По всей вероятности, это был решающий момент войны. По мнению профессора Адама Туза, битва за Москву, «вне всяких сомнений, была поворотной точкой… Это было первое поражение, которое германская армия потерпела за долгое время — с конца Первой мировой войны»‹34›. Сэр Ян Кершоу считает, что это была первая серьезная неудача, означавшая для немцев, что «война растянется на неопределенно долгое время»‹35›. По мнению же профессора Ричарда Эванса, это был «первый случай, когда германское наступление потерпело неудачу, и немцы не знали, что им делать дальше»‹36›. В результате этого германское командование оказалось в положении, выхода из которого оно не видело.
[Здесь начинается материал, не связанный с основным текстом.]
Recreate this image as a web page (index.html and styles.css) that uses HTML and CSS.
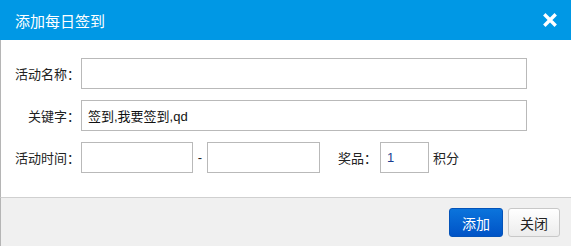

Ульрих де Мезьер, служивший в то время офицером вермахта на Восточном фронте, описывает это время, как время крушения надежд: «Представляете, что творилось в голове двадцатидевятилетнего офицера Генерального штаба, которого еще в августе [1941-го] убеждали в том, что все закончится в сентябре, и который, начав осознавать в октябре, что война может затянуться, уже в декабре понял, что она будет продолжаться еще минимум три года?»‹37› По мнению де Мезьера, события декабря 1941-го также показали практически полное отсутствие подготовки к ведению войны в зимних условиях со стороны германского командования. «За одну ночь наша дивизия потеряла пятьсот человек, они замерзли насмерть…» С другой стороны, все те же суровые зимние условия продемонстрировали стойкость советских солдат, которые «успешно переносили трудности и были не слишком требовательны к экипировке. Они были храбрыми, хотя и не слишком изобретательными. Они были невероятно выносливыми и способными переносить страдания. Они могли выдержать три зимних ночи на открытом воздухе с несколькими семенами подсолнуха или зернами кукурузы в кармане. Вместо воды они ели снег. Я сам стал свидетелем того, как однажды ночью молодая женщина родила ребенка на шерстяном одеяле, расстеленном поверх кучи соломы, и вернулась к работе в конюшне на следующий день… Многие считали, что люди, жившие простой жизнью в примитивных домах и примитивных деревнях, не могут сравниться по уровню своего развития с жителями Центральной и Западной Европы».